*WHAT YOU NEED TO DO*
Retype the whole listing below, character for character.

*DATA EXTRACT*
:::::
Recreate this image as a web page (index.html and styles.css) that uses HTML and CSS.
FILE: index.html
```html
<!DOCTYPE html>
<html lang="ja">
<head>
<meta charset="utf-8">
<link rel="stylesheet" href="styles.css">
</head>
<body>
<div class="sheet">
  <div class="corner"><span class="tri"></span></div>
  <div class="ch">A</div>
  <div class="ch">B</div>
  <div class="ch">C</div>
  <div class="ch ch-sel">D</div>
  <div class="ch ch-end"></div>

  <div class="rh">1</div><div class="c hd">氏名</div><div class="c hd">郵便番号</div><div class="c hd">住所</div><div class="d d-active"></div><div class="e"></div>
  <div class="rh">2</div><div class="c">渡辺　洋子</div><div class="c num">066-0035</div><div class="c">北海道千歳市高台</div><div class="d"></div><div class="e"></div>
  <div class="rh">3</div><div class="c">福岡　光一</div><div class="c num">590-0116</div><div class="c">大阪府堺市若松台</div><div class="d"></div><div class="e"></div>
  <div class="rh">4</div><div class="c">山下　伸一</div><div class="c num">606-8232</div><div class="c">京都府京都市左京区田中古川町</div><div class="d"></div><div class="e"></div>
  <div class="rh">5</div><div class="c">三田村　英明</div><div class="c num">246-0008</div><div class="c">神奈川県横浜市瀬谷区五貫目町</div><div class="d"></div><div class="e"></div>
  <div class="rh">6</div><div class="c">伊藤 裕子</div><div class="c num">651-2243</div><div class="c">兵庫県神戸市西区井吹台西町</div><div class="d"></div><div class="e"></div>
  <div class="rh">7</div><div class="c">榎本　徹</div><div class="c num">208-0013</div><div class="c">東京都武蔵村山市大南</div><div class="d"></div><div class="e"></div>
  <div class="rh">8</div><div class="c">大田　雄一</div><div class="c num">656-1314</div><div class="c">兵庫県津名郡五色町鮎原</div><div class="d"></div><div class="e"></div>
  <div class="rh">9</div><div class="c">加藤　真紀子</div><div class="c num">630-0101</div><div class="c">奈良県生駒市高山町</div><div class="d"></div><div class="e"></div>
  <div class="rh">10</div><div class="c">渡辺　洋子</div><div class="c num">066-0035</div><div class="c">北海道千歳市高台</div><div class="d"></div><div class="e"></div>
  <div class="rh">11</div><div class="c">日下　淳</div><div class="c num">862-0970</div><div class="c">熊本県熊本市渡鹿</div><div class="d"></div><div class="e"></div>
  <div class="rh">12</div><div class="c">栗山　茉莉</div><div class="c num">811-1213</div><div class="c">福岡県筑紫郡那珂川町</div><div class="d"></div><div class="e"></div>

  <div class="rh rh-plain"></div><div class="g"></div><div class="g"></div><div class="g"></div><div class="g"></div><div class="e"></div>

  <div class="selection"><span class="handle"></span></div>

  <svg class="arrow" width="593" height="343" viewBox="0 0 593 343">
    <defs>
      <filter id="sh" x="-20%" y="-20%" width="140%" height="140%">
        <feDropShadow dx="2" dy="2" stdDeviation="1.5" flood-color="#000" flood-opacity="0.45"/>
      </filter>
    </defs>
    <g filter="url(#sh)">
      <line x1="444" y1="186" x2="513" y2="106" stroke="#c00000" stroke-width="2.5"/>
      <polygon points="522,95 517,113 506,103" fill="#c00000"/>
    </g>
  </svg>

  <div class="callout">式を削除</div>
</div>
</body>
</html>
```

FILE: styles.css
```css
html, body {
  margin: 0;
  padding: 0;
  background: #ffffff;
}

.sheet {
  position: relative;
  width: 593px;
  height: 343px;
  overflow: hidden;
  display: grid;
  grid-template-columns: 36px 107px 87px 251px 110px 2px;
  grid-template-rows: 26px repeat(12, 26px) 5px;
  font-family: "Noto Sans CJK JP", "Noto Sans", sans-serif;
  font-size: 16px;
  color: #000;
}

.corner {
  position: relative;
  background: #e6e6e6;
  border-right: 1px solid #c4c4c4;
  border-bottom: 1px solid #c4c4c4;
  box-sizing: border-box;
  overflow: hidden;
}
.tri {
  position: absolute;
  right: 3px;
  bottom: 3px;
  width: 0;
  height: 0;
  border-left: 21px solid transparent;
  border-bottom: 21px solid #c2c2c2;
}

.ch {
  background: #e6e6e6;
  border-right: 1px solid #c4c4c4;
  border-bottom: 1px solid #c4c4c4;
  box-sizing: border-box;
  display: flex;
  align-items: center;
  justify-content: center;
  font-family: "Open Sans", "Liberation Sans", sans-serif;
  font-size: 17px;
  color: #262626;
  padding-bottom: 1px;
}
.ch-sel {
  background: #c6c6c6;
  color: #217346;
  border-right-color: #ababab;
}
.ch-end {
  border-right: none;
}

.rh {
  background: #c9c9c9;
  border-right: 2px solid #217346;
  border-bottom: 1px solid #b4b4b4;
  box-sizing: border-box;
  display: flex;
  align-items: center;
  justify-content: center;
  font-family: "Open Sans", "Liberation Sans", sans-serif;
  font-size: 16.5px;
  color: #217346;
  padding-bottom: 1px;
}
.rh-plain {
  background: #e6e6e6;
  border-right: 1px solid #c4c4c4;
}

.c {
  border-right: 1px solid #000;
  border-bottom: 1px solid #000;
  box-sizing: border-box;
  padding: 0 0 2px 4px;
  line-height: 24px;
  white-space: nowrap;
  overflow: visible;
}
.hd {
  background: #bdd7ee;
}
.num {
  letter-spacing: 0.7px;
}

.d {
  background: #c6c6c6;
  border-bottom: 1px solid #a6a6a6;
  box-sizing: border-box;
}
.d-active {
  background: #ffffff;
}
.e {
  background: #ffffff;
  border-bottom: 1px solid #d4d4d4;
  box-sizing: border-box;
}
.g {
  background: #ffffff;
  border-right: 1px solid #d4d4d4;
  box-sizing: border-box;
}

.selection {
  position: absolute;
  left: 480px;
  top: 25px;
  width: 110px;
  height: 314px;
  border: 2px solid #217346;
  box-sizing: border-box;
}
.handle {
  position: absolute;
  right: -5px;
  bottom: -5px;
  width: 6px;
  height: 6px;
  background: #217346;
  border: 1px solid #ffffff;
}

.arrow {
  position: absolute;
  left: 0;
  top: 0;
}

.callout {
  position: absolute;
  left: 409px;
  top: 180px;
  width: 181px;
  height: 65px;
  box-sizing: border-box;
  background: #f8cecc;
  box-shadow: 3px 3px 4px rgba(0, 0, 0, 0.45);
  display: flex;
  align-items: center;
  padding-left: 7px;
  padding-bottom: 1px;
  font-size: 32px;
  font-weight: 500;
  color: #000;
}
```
:::::
*REPLY TO THE EXERCISE*
Recreate this image as a web page (index.html and styles.css) that uses HTML and CSS.
FILE: index.html
```html
<!DOCTYPE html>
<html lang="ja">
<head>
<meta charset="utf-8">
<link rel="stylesheet" href="styles.css">
</head>
<body>
<div class="sheet">
  <div class="corner"><span class="tri"></span></div>
  <div class="ch">A</div>
  <div class="ch">B</div>
  <div class="ch">C</div>
  <div class="ch ch-sel">D</div>
  <div class="ch ch-end"></div>

  <div class="rh">1</div><div class="c hd">氏名</div><div class="c hd">郵便番号</div><div class="c hd">住所</div><div class="d d-active"></div><div class="e"></div>
  <div class="rh">2</div><div class="c">渡辺　洋子</div><div class="c num">066-0035</div><div class="c">北海道千歳市高台</div><div class="d"></div><div class="e"></div>
  <div class="rh">3</div><div class="c">福岡　光一</div><div class="c num">590-0116</div><div class="c">大阪府堺市若松台</div><div class="d"></div><div class="e"></div>
  <div class="rh">4</div><div class="c">山下　伸一</div><div class="c num">606-8232</div><div class="c">京都府京都市左京区田中古川町</div><div class="d"></div><div class="e"></div>
  <div class="rh">5</div><div class="c">三田村　英明</div><div class="c num">246-0008</div><div class="c">神奈川県横浜市瀬谷区五貫目町</div><div class="d"></div><div class="e"></div>
  <div class="rh">6</div><div class="c">伊藤 裕子</div><div class="c num">651-2243</div><div class="c">兵庫県神戸市西区井吹台西町</div><div class="d"></div><div class="e"></div>
  <div class="rh">7</div><div class="c">榎本　徹</div><div class="c num">208-0013</div><div class="c">東京都武蔵村山市大南</div><div class="d"></div><div class="e"></div>
  <div class="rh">8</div><div class="c">大田　雄一</div><div class="c num">656-1314</div><div class="c">兵庫県津名郡五色町鮎原</div><div class="d"></div><div class="e"></div>
  <div class="rh">9</div><div class="c">加藤　真紀子</div><div class="c num">630-0101</div><div class="c">奈良県生駒市高山町</div><div class="d"></div><div class="e"></div>
  <div class="rh">10</div><div class="c">渡辺　洋子</div><div class="c num">066-0035</div><div class="c">北海道千歳市高台</div><div class="d"></div><div class="e"></div>
  <div class="rh">11</div><div class="c">日下　淳</div><div class="c num">862-0970</div><div class="c">熊本県熊本市渡鹿</div><div class="d"></div><div class="e"></div>
  <div class="rh">12</div><div class="c">栗山　茉莉</div><div class="c num">811-1213</div><div class="c">福岡県筑紫郡那珂川町</div><div class="d"></div><div class="e"></div>

  <div class="rh rh-plain"></div><div class="g"></div><div class="g"></div><div class="g"></div><div class="g"></div><div class="e"></div>

  <div class="selection"><span class="handle"></span></div>

  <svg class="arrow" width="593" height="343" viewBox="0 0 593 343">
    <defs>
      <filter id="sh" x="-20%" y="-20%" width="140%" height="140%">
        <feDropShadow dx="2" dy="2" stdDeviation="1.5" flood-color="#000" flood-opacity="0.45"/>
      </filter>
    </defs>
    <g filter="url(#sh)">
      <line x1="444" y1="186" x2="513" y2="106" stroke="#c00000" stroke-width="2.5"/>
      <polygon points="522,95 517,113 506,103" fill="#c00000"/>
    </g>
  </svg>

  <div class="callout">式を削除</div>
</div>
</body>
</html>
```

FILE: styles.css
```css
html, body {
  margin: 0;
  padding: 0;
  background: #ffffff;
}

.sheet {
  position: relative;
  width: 593px;
  height: 343px;
  overflow: hidden;
  display: grid;
  grid-template-columns: 36px 107px 87px 251px 110px 2px;
  grid-template-rows: 26px repeat(12, 26px) 5px;
  font-family: "Noto Sans CJK JP", "Noto Sans", sans-serif;
  font-size: 16px;
  color: #000;
}

.corner {
  position: relative;
  background: #e6e6e6;
  border-right: 1px solid #c4c4c4;
  border-bottom: 1px solid #c4c4c4;
  box-sizing: border-box;
  overflow: hidden;
}
.tri {
  position: absolute;
  right: 3px;
  bottom: 3px;
  width: 0;
  height: 0;
  border-left: 21px solid transparent;
  border-bottom: 21px solid #c2c2c2;
}

.ch {
  background: #e6e6e6;
  border-right: 1px solid #c4c4c4;
  border-bottom: 1px solid #c4c4c4;
  box-sizing: border-box;
  display: flex;
  align-items: center;
  justify-content: center;
  font-family: "Open Sans", "Liberation Sans", sans-serif;
  font-size: 17px;
  color: #262626;
  padding-bottom: 1px;
}
.ch-sel {
  background: #c6c6c6;
  color: #217346;
  border-right-color: #ababab;
}
.ch-end {
  border-right: none;
}

.rh {
  background: #c9c9c9;
  border-right: 2px solid #217346;
  border-bottom: 1px solid #b4b4b4;
  box-sizing: border-box;
  display: flex;
  align-items: center;
  justify-content: center;
  font-family: "Open Sans", "Liberation Sans", sans-serif;
  font-size: 16.5px;
  color: #217346;
  padding-bottom: 1px;
}
.rh-plain {
  background: #e6e6e6;
  border-right: 1px solid #c4c4c4;
}

.c {
  border-right: 1px solid #000;
  border-bottom: 1px solid #000;
  box-sizing: border-box;
  padding: 0 0 2px 4px;
  line-height: 24px;
  white-space: nowrap;
  overflow: visible;
}
.hd {
  background: #bdd7ee;
}
.num {
  letter-spacing: 0.7px;
}

.d {
  background: #c6c6c6;
  border-bottom: 1px solid #a6a6a6;
  box-sizing: border-box;
}
.d-active {
  background: #ffffff;
}
.e {
  background: #ffffff;
  border-bottom: 1px solid #d4d4d4;
  box-sizing: border-box;
}
.g {
  background: #ffffff;
  border-right: 1px solid #d4d4d4;
  box-sizing: border-box;
}

.selection {
  position: absolute;
  left: 480px;
  top: 25px;
  width: 110px;
  height: 314px;
  border: 2px solid #217346;
  box-sizing: border-box;
}
.handle {
  position: absolute;
  right: -5px;
  bottom: -5px;
  width: 6px;
  height: 6px;
  background: #217346;
  border: 1px solid #ffffff;
}

.arrow {
  position: absolute;
  left: 0;
  top: 0;
}

.callout {
  position: absolute;
  left: 409px;
  top: 180px;
  width: 181px;
  height: 65px;
  box-sizing: border-box;
  background: #f8cecc;
  box-shadow: 3px 3px 4px rgba(0, 0, 0, 0.45);
  display: flex;
  align-items: center;
  padding-left: 7px;
  padding-bottom: 1px;
  font-size: 32px;
  font-weight: 500;
  color: #000;
}
```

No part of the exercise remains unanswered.